CLARK HOWARD

CLARK HOWARD

Clark Howard hasn’t betrayed his thrifty reputation just because his first grandchild was born last fall.

CLARK HOWARD

He bought a year’s worth of onesies on sale while oldest daughter Becca was six months pregnant, and he has stockpiled clearance-priced toys and puzzles.

“I buy bargains for him, just like normal,” Howard says. “You are who you are, right?” Howard and wife Lane make regular Sunday drives from Buckhead to Dunwoody to visit the baby. “It’s the greatest. You have this kid that’s yours, but you’re not responsible,” he says. “I’m a bystander of what I experienced three times as a parent. This whole bystander thing is much better.”

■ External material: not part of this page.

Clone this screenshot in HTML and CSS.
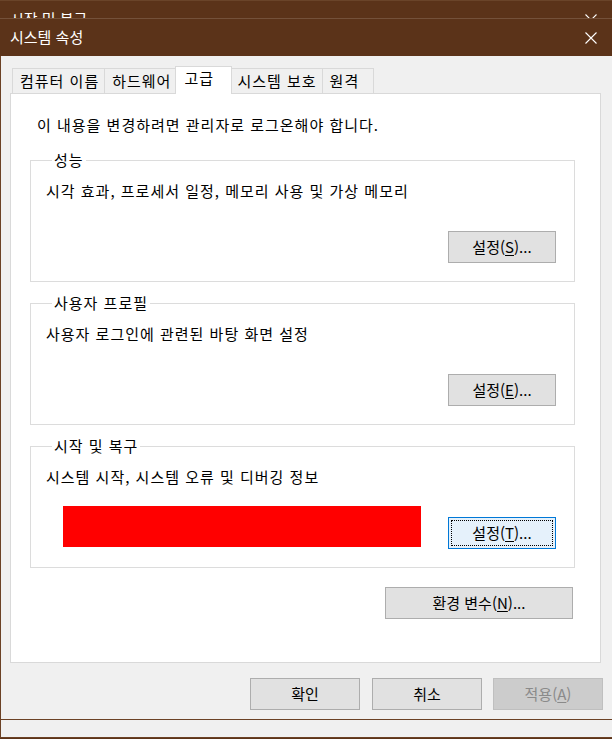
FILE: index.html
```html
<!DOCTYPE html>
<html lang="ko">
<head>
  <meta charset="UTF-8" />
  <meta name="viewport" content="width=device-width, initial-scale=1.0"/>
  <title>시스템 속성</title>
  <link rel="stylesheet" href="styles.css">
</head>
<body>

  <div class="back-window">
    <div class="titlebar">
      <span>시작 및 복구</span>
      <svg class="close" width="12" height="12" viewBox="0 0 12 12"><path d="M0.5 0.5 L11.5 11.5 M11.5 0.5 L0.5 11.5"/></svg>
    </div>
  </div>

  <div class="window">
    <div class="titlebar">
      <span>시스템 속성</span>
      <svg class="close" width="12" height="12" viewBox="0 0 12 12"><path d="M0.5 0.5 L11.5 11.5 M11.5 0.5 L0.5 11.5"/></svg>
    </div>

    <div class="client">
      <div class="tabs">
        <div class="tab">컴퓨터 이름</div>
        <div class="tab">하드웨어</div>
        <div class="tab active">고급</div>
        <div class="tab">시스템 보호</div>
        <div class="tab">원격</div>
      </div>

      <div class="panel">
        <p class="notice">이 내용을 변경하려면 관리자로 로그온해야 합니다.</p>

        <fieldset class="group">
          <legend>성능</legend>
          <p>시각 효과, 프로세서 일정, 메모리 사용 및 가상 메모리</p>
          <div class="group-actions">
            <button class="btn">설정(<u>S</u>)...</button>
          </div>
        </fieldset>

        <fieldset class="group">
          <legend>사용자 프로필</legend>
          <p>사용자 로그인에 관련된 바탕 화면 설정</p>
          <div class="group-actions">
            <button class="btn">설정(<u>E</u>)...</button>
          </div>
        </fieldset>

        <fieldset class="group">
          <legend>시작 및 복구</legend>
          <p>시스템 시작, 시스템 오류 및 디버깅 정보</p>
          <div class="group-actions with-mark">
            <div class="redacted"></div>
            <button class="btn focused">설정(<u>T</u>)...</button>
          </div>
        </fieldset>

        <div class="env-row">
          <button class="btn btn-wide">환경 변수(<u>N</u>)...</button>
        </div>
      </div>

      <div class="dialog-buttons">
        <button class="btn btn-dialog">확인</button>
        <button class="btn btn-dialog">취소</button>
        <button class="btn btn-dialog" disabled>적용(<u>A</u>)</button>
      </div>
    </div>
  </div>

  <div class="back-bottom"></div>

</body>
</html>
```

FILE: styles.css
```css
body {
  font-family: "Noto Sans CJK KR", "Liberation Sans", sans-serif;
  font-size: 15px;
  line-height: 20px;
  margin: 0;
  padding: 0;
  width: 612px;
  height: 739px;
  overflow: hidden;
  background: #5b3319;
  color: #000;
}
p {
  margin: 0;
}
.titlebar {
  display: flex;
  justify-content: space-between;
  align-items: center;
  height: 37px;
  padding: 0 15px 0 10px;
  background: #5b3319;
  color: #fff;
}
.titlebar span {
  margin-top: -1px;
}
.close path {
  stroke: #fff;
  stroke-width: 1.1;
  fill: none;
}
.back-window {
  height: 17px;
  overflow: hidden;
  border-top: 1px solid #6a4429;
}
.window {
  border-top: 1px solid #74513a;
}
.client {
  box-sizing: border-box;
  height: 663px;
  background: #f0f0f0;
  border-left: 1px solid #6b4125;
  padding: 10px 11px 0 9px;
}
.tabs {
  display: flex;
  align-items: flex-end;
  height: 27px;
  padding-left: 2px;
}
.tab {
  box-sizing: border-box;
  height: 25px;
  min-width: 52px;
  line-height: 23px;
  letter-spacing: 1px;
  padding: 0 5px 0 7px;
  background: #f0f0f0;
  border: 1px solid #d9d9d9;
  border-bottom: none;
  margin-left: -1px;
}
.tab:first-child {
  margin-left: 0;
}
.tab.active {
  position: relative;
  z-index: 1;
  height: 28px;
  min-width: 57px;
  line-height: 21px;
  margin: 0 -2px -1px -2px;
  padding: 0 5px 0 8px;
  background: #fff;
}
.panel {
  box-sizing: border-box;
  height: 570px;
  background: #fff;
  border: 1px solid #d9d9d9;
  padding: 21px 0 0 0;
}
.panel p,
.panel legend {
  letter-spacing: 1px;
}
.notice {
  padding-left: 26px;
}
.group {
  margin: 15px 25px 0 19px;
  padding: 11px 18px 18px 15px;
  border: 1px solid #dcdcdc;
  min-inline-size: 0;
}
.group + .group {
  margin-top: 11px;
}
.group legend {
  padding: 0 2px;
  margin-left: 6px;
}
.group-actions {
  display: flex;
  justify-content: flex-end;
  margin-top: 30px;
}
.group-actions.with-mark {
  justify-content: space-between;
  align-items: flex-end;
  margin-top: 19px;
}
.redacted {
  width: 358px;
  height: 41px;
  margin: 0 0 2px 17px;
  background: #ff0000;
}
.btn {
  box-sizing: border-box;
  width: 108px;
  height: 32px;
  padding: 0;
  font-family: inherit;
  font-size: 15px;
  line-height: 20px;
  color: #000;
  background: #e1e1e1;
  border: 1px solid #adadad;
  border-radius: 0;
}
.btn u {
  text-underline-offset: 2px;
}
.btn.focused {
  background: #e5f1fb;
  border-color: #0078d7;
  outline: 1px dotted #000;
  outline-offset: -4px;
}
.btn:disabled {
  background: #cccccc;
  border-color: #bfbfbf;
  color: #8a8a8a;
}
.env-row {
  display: flex;
  justify-content: flex-end;
  margin-top: 19px;
  padding-right: 27px;
}
.btn-wide {
  width: 188px;
}
.dialog-buttons {
  display: flex;
  justify-content: flex-end;
  gap: 12px;
  margin: 15px -2px 0 0;
}
.btn-dialog {
  width: 110px;
}
.dialog-buttons .btn-dialog:last-child {
  margin-left: -1px;
}
.back-bottom {
  box-sizing: border-box;
  height: 19px;
  background: #f0f0f0;
  border-top: 1px solid #6b4125;
  border-left: 1px solid #6b4125;
  border-bottom: 1px solid #6b4125;
}
```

January/February 2012, Live Well for Less
January/February 2012, Live Well for Less

His grandson also is named Clark, though Jewish tradition frowns on naming a child after a living relative. Howard’s first thought on learning of the honor: “Am I dead?” Howard, who turns 65 in June, is very much alive despite a prostate cancer diagnosis in 2009 and a life-threatening interaction between prescriptions in 2017. Clark’s Christmas Kids marks its 30th year of providing gifts to foster children this year.

Howard’s wallet wisdom is reaching more people than ever. It wasn’t long after he appeared on Simply Buckhead’s January/February 2012 “Live Well for Less” cover that he and Christa DiBiase, his radio show’s longtime executive producer, revised their operating plan. They decided their core product was information, not radio. That change in thinking freed the team to experiment with content delivery methods. Some haven’t worked, such as video on demand through cable TV; others are thriving, including podcasts.

Howard had 18 people working on radio and television in 2012; now he has three. His online operations have expanded from two people to 34.

“We follow the eyeballs,” he says. His radio show still airs on more than 200 stations, including WSB in Atlanta, and he appears daily in live and recorded TV segments. The message throughout his content, Howard says, is to “always live on less than what you make, no matter what. That makes all the other things possible.”